### Work to do
Print out the entries below with no edits.
BEGIN Given data
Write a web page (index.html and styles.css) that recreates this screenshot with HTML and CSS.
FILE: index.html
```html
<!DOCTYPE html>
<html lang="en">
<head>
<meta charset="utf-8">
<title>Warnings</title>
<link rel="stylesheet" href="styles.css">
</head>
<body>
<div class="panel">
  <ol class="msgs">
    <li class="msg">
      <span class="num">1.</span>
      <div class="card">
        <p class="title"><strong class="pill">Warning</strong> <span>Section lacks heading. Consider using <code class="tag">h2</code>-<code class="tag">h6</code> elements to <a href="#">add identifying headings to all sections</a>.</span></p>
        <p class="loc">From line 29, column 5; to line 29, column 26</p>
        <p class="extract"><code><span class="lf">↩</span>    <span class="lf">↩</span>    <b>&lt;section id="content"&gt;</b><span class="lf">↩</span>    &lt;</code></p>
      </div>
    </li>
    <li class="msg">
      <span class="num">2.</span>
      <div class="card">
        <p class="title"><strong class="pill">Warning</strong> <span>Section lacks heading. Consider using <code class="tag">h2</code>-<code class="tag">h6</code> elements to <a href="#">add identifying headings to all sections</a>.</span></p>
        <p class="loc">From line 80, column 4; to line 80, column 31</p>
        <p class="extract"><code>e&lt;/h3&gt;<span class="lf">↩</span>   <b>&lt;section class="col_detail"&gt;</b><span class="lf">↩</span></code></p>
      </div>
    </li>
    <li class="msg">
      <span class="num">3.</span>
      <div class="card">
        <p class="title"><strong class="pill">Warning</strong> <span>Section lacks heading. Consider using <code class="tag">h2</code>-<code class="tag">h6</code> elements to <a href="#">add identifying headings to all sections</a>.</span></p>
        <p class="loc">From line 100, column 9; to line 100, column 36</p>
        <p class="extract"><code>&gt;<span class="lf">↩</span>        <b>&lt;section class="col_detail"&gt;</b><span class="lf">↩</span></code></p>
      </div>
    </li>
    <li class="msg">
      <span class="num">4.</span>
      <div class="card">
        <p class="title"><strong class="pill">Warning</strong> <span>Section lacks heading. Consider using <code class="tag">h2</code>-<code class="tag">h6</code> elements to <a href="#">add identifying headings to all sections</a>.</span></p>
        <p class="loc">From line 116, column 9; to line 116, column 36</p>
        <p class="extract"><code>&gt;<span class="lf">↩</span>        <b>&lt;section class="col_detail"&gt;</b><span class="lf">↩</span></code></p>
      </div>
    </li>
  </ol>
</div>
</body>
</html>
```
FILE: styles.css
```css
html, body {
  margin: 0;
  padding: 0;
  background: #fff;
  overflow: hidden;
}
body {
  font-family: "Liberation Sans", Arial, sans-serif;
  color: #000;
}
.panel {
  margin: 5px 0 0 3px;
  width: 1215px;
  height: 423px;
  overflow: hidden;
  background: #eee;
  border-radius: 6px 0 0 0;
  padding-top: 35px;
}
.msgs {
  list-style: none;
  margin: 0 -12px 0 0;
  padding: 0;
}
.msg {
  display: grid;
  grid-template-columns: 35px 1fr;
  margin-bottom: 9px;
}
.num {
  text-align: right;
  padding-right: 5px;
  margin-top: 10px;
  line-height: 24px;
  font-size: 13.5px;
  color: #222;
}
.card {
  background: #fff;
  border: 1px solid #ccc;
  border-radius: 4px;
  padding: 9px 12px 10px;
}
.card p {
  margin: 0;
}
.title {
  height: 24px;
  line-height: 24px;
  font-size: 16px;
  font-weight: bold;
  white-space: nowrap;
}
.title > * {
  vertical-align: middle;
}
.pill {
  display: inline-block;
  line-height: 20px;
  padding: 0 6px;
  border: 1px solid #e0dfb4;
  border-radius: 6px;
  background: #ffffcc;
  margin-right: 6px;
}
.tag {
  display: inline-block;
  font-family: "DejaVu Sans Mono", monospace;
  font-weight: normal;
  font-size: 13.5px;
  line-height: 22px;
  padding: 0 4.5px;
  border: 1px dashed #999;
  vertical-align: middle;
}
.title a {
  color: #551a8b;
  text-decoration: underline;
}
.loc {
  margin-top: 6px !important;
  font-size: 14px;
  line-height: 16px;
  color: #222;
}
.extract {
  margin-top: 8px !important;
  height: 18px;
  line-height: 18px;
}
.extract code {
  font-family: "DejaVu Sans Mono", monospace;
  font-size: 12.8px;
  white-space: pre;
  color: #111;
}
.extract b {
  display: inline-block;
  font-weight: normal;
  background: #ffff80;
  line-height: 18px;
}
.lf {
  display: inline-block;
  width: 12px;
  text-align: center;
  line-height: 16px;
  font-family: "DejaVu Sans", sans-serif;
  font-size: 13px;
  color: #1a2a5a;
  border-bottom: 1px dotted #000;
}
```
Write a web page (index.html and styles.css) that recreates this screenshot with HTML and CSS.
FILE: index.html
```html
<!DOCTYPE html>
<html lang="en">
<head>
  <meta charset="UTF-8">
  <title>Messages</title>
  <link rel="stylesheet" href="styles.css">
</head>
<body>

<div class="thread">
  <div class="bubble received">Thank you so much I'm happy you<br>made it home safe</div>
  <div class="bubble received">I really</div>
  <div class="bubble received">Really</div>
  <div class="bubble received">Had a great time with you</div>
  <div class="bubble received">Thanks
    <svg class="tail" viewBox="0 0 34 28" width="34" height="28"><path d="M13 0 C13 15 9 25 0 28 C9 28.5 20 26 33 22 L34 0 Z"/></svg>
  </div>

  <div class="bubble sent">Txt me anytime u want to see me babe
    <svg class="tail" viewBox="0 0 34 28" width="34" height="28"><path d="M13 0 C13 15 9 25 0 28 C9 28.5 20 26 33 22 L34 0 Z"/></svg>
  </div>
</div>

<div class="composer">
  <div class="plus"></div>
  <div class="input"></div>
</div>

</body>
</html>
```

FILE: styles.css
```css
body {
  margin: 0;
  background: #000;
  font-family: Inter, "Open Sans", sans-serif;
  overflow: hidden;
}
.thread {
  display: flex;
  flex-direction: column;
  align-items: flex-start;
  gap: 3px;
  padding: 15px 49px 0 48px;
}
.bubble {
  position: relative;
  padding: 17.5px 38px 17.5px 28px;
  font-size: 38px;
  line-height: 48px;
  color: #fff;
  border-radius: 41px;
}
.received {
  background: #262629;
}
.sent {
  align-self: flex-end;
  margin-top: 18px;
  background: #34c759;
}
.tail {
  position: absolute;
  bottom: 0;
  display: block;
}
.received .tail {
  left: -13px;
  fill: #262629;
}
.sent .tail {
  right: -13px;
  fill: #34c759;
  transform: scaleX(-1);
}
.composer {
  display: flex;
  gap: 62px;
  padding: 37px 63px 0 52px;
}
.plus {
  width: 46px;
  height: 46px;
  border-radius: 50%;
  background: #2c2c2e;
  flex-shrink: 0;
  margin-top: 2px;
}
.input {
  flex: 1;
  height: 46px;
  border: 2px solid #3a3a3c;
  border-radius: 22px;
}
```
END Given data
### Reply to the task
Write a web page (index.html and styles.css) that recreates this screenshot with HTML and CSS.
FILE: index.html
```html
<!DOCTYPE html>
<html lang="en">
<head>
<meta charset="utf-8">
<title>Warnings</title>
<link rel="stylesheet" href="styles.css">
</head>
<body>
<div class="panel">
  <ol class="msgs">
    <li class="msg">
      <span class="num">1.</span>
      <div class="card">
        <p class="title"><strong class="pill">Warning</strong> <span>Section lacks heading. Consider using <code class="tag">h2</code>-<code class="tag">h6</code> elements to <a href="#">add identifying headings to all sections</a>.</span></p>
        <p class="loc">From line 29, column 5; to line 29, column 26</p>
        <p class="extract"><code><span class="lf">↩</span>    <span class="lf">↩</span>    <b>&lt;section id="content"&gt;</b><span class="lf">↩</span>    &lt;</code></p>
      </div>
    </li>
    <li class="msg">
      <span class="num">2.</span>
      <div class="card">
        <p class="title"><strong class="pill">Warning</strong> <span>Section lacks heading. Consider using <code class="tag">h2</code>-<code class="tag">h6</code> elements to <a href="#">add identifying headings to all sections</a>.</span></p>
        <p class="loc">From line 80, column 4; to line 80, column 31</p>
        <p class="extract"><code>e&lt;/h3&gt;<span class="lf">↩</span>   <b>&lt;section class="col_detail"&gt;</b><span class="lf">↩</span></code></p>
      </div>
    </li>
    <li class="msg">
      <span class="num">3.</span>
      <div class="card">
        <p class="title"><strong class="pill">Warning</strong> <span>Section lacks heading. Consider using <code class="tag">h2</code>-<code class="tag">h6</code> elements to <a href="#">add identifying headings to all sections</a>.</span></p>
        <p class="loc">From line 100, column 9; to line 100, column 36</p>
        <p class="extract"><code>&gt;<span class="lf">↩</span>        <b>&lt;section class="col_detail"&gt;</b><span class="lf">↩</span></code></p>
      </div>
    </li>
    <li class="msg">
      <span class="num">4.</span>
      <div class="card">
        <p class="title"><strong class="pill">Warning</strong> <span>Section lacks heading. Consider using <code class="tag">h2</code>-<code class="tag">h6</code> elements to <a href="#">add identifying headings to all sections</a>.</span></p>
        <p class="loc">From line 116, column 9; to line 116, column 36</p>
        <p class="extract"><code>&gt;<span class="lf">↩</span>        <b>&lt;section class="col_detail"&gt;</b><span class="lf">↩</span></code></p>
      </div>
    </li>
  </ol>
</div>
</body>
</html>
```
FILE: styles.css
```css
html, body {
  margin: 0;
  padding: 0;
  background: #fff;
  overflow: hidden;
}
body {
  font-family: "Liberation Sans", Arial, sans-serif;
  color: #000;
}
.panel {
  margin: 5px 0 0 3px;
  width: 1215px;
  height: 423px;
  overflow: hidden;
  background: #eee;
  border-radius: 6px 0 0 0;
  padding-top: 35px;
}
.msgs {
  list-style: none;
  margin: 0 -12px 0 0;
  padding: 0;
}
.msg {
  display: grid;
  grid-template-columns: 35px 1fr;
  margin-bottom: 9px;
}
.num {
  text-align: right;
  padding-right: 5px;
  margin-top: 10px;
  line-height: 24px;
  font-size: 13.5px;
  color: #222;
}
.card {
  background: #fff;
  border: 1px solid #ccc;
  border-radius: 4px;
  padding: 9px 12px 10px;
}
.card p {
  margin: 0;
}
.title {
  height: 24px;
  line-height: 24px;
  font-size: 16px;
  font-weight: bold;
  white-space: nowrap;
}
.title > * {
  vertical-align: middle;
}
.pill {
  display: inline-block;
  line-height: 20px;
  padding: 0 6px;
  border: 1px solid #e0dfb4;
  border-radius: 6px;
  background: #ffffcc;
  margin-right: 6px;
}
.tag {
  display: inline-block;
  font-family: "DejaVu Sans Mono", monospace;
  font-weight: normal;
  font-size: 13.5px;
  line-height: 22px;
  padding: 0 4.5px;
  border: 1px dashed #999;
  vertical-align: middle;
}
.title a {
  color: #551a8b;
  text-decoration: underline;
}
.loc {
  margin-top: 6px !important;
  font-size: 14px;
  line-height: 16px;
  color: #222;
}
.extract {
  margin-top: 8px !important;
  height: 18px;
  line-height: 18px;
}
.extract code {
  font-family: "DejaVu Sans Mono", monospace;
  font-size: 12.8px;
  white-space: pre;
  color: #111;
}
.extract b {
  display: inline-block;
  font-weight: normal;
  background: #ffff80;
  line-height: 18px;
}
.lf {
  display: inline-block;
  width: 12px;
  text-align: center;
  line-height: 16px;
  font-family: "DejaVu Sans", sans-serif;
  font-size: 13px;
  color: #1a2a5a;
  border-bottom: 1px dotted #000;
}
```
Write a web page (index.html and styles.css) that recreates this screenshot with HTML and CSS.
FILE: index.html
```html
<!DOCTYPE html>
<html lang="en">
<head>
  <meta charset="UTF-8">
  <title>Messages</title>
  <link rel="stylesheet" href="styles.css">
</head>
<body>

<div class="thread">
  <div class="bubble received">Thank you so much I'm happy you<br>made it home safe</div>
  <div class="bubble received">I really</div>
  <div class="bubble received">Really</div>
  <div class="bubble received">Had a great time with you</div>
  <div class="bubble received">Thanks
    <svg class="tail" viewBox="0 0 34 28" width="34" height="28"><path d="M13 0 C13 15 9 25 0 28 C9 28.5 20 26 33 22 L34 0 Z"/></svg>
  </div>

  <div class="bubble sent">Txt me anytime u want to see me babe
    <svg class="tail" viewBox="0 0 34 28" width="34" height="28"><path d="M13 0 C13 15 9 25 0 28 C9 28.5 20 26 33 22 L34 0 Z"/></svg>
  </div>
</div>

<div class="composer">
  <div class="plus"></div>
  <div class="input"></div>
</div>

</body>
</html>
```

FILE: styles.css
```css
body {
  margin: 0;
  background: #000;
  font-family: Inter, "Open Sans", sans-serif;
  overflow: hidden;
}
.thread {
  display: flex;
  flex-direction: column;
  align-items: flex-start;
  gap: 3px;
  padding: 15px 49px 0 48px;
}
.bubble {
  position: relative;
  padding: 17.5px 38px 17.5px 28px;
  font-size: 38px;
  line-height: 48px;
  color: #fff;
  border-radius: 41px;
}
.received {
  background: #262629;
}
.sent {
  align-self: flex-end;
  margin-top: 18px;
  background: #34c759;
}
.tail {
  position: absolute;
  bottom: 0;
  display: block;
}
.received .tail {
  left: -13px;
  fill: #262629;
}
.sent .tail {
  right: -13px;
  fill: #34c759;
  transform: scaleX(-1);
}
.composer {
  display: flex;
  gap: 62px;
  padding: 37px 63px 0 52px;
}
.plus {
  width: 46px;
  height: 46px;
  border-radius: 50%;
  background: #2c2c2e;
  flex-shrink: 0;
  margin-top: 2px;
}
.input {
  flex: 1;
  height: 46px;
  border: 2px solid #3a3a3c;
  border-radius: 22px;
}
```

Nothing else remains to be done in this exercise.